A last look at the choices for governor

Steven Senne/Associated press

Martha Coakley (left) and Charlie Baker.

Casino gambling

Coakley opposes the casino law repeal. She says the state’s focus should be on “how to implement casino gaming to maximize the benefits and minimize the negative.”

Baker opposes the referendum that would repeal the state’s casino law. He has supported the idea of a single casino; if voters repealed the casino law, he would ask lawmakers to pass a new law to rescue the Springfield casino project.

Raising taxes in the case of a revenue crisis


Coakley will not rule out raising “new revenue” if the consequence of not doing so was “negatively impacting” public schools, health care, and other critical services. “I would look to revenue options that do not increase the burden on those in the middle class and those who can least afford it,” she says.

Baker says he will not raise taxes; he argues for building up the state’s rainy day fund in anticipation of tough times and making the tax code “simpler and fairer.”

Tying the rate of the state gas tax to inflation

Coakley opposes the state ballot question repealing the so-called “gas-tax indexing” approved recently by the Legislature; she says the revenue is needed to repair and improve the state’s roads and bridges.

Baker supports the repeal; if lawmakers want the tax to increase, he argues, they should take a specific vote on it each time.

Changing the state constitution to allow for a graduated income tax

Coakley has said she is “open to considering” it but that it would likely take a while to get there.


Baker opposes the idea.

Requiring employers to provide paid sick leave for workers

Coakley supports the state ballot question.

Baker opposes the state ballot question that provides for such a plan but has proposed his own plan. It applies to fewer, larger businessses.

Charter schools

Coakley has offered tentative support for more charters. She says she supports lifting the cap on charter schools “as long as we ensure accountability for the success of students in those schools and adequate protections for teachers.” She would ban for-profit charter schools.

Baker has made expanding charter schools a top priority; he wants at least 50 more during the next four years.


Coakley promised “universal pre-K for all children” on primary night. Her plan actually calls for something more modest: eliminating the waiting list of 16,400 children from low-income families who are eligible for state-subsidized preschool and daycare vouchers.


Baker has said he supports a “significant increase in the number of low-income students with access to high-quality early education programs.” But he has suggested he would focus more on strengthening elementary schools.

Expanding the bottle deposit law

Coakley supports the ballot measure, calling it “critical to promoting recycling and keeping millions of bottles out of landfills every year.”

Baker opposes the ballot question that would expand the state bottle law to include water, sports drinks, and other noncarbonated beverages, calling it “essentially a tax increase.”

Extending natural gas pipelines through the state

Coakley opposes the specific plan to extend the Kinder Morgan natural gas pipeline through western and northern Massachusetts to Dracut. She is open to future proposals that expand capacity on “existing pipelines.’’

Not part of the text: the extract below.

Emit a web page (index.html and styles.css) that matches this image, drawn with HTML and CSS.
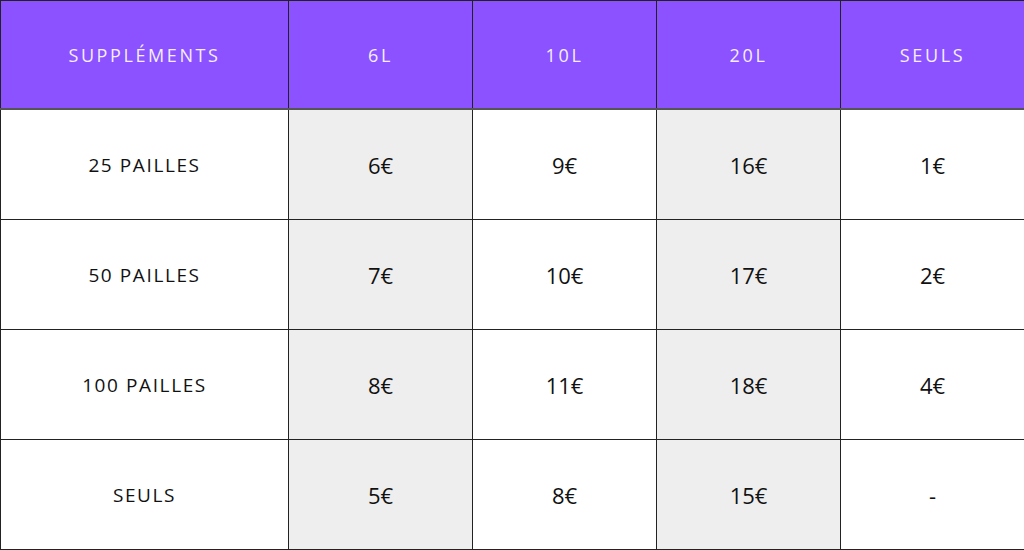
FILE: index.html
```html
<!DOCTYPE html>
<html lang="fr">
<head>
<meta charset="utf-8">
<title>Suppléments</title>
<link rel="stylesheet" href="styles.css">
</head>
<body>
<table class="prices">
  <colgroup>
    <col class="c-label">
    <col class="c-val">
    <col class="c-val">
    <col class="c-val">
    <col class="c-val">
  </colgroup>
  <thead>
    <tr>
      <th>SUPPLÉMENTS</th>
      <th>6L</th>
      <th>10L</th>
      <th>20L</th>
      <th>SEULS</th>
    </tr>
  </thead>
  <tbody>
    <tr>
      <td class="label">25 PAILLES</td>
      <td class="shade">6€</td>
      <td>9€</td>
      <td class="shade">16€</td>
      <td>1€</td>
    </tr>
    <tr>
      <td class="label">50 PAILLES</td>
      <td class="shade">7€</td>
      <td>10€</td>
      <td class="shade">17€</td>
      <td>2€</td>
    </tr>
    <tr>
      <td class="label">100 PAILLES</td>
      <td class="shade">8€</td>
      <td>11€</td>
      <td class="shade">18€</td>
      <td>4€</td>
    </tr>
    <tr>
      <td class="label">SEULS</td>
      <td class="shade">5€</td>
      <td>8€</td>
      <td class="shade">15€</td>
      <td>-</td>
    </tr>
  </tbody>
</table>
</body>
</html>
```

FILE: styles.css
```css
html, body {
  margin: 0;
  padding: 0;
  background: #ffffff;
}

.prices {
  width: 1024px;
  border-collapse: collapse;
  table-layout: fixed;
  font-family: "Open Sans", "Liberation Sans", sans-serif;
  color: #111;
}

.c-label { width: 288px; }
.c-val { width: 184px; }

.prices th,
.prices td {
  border: 1px solid #222;
  text-align: center;
  vertical-align: middle;
  padding: 0;
}

.prices thead th {
  height: 107px;
  background: #8c52ff;
  color: #f4eeff;
  font-weight: 400;
  font-size: 18px;
  letter-spacing: 2.6px;
  border-bottom: 2px solid #555;
}

.prices tbody td {
  height: 109px;
  font-size: 22px;
  font-weight: 400;
}

.prices tbody td.label {
  font-size: 19px;
  letter-spacing: 1.6px;
}

.prices tbody td.shade {
  background: #eeeeee;
}
```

Baker says Massachusetts needs more natural gas capacity as a bridge to the future where we can rely more fully on renewable energy sources. He says he would prefer expanding existing pipelines rather than building new ones.

Promoting job creation

Coakley has proposed a “regional economic development plan” that provides $500 million over 10 years for infrastructure and economic development projects.

Baker says he would streamline the state permitting process, phase out the inventory tax, reduce regulatory barriers, and invest in vocational training to build existing manufacturing, technology, and small businesses.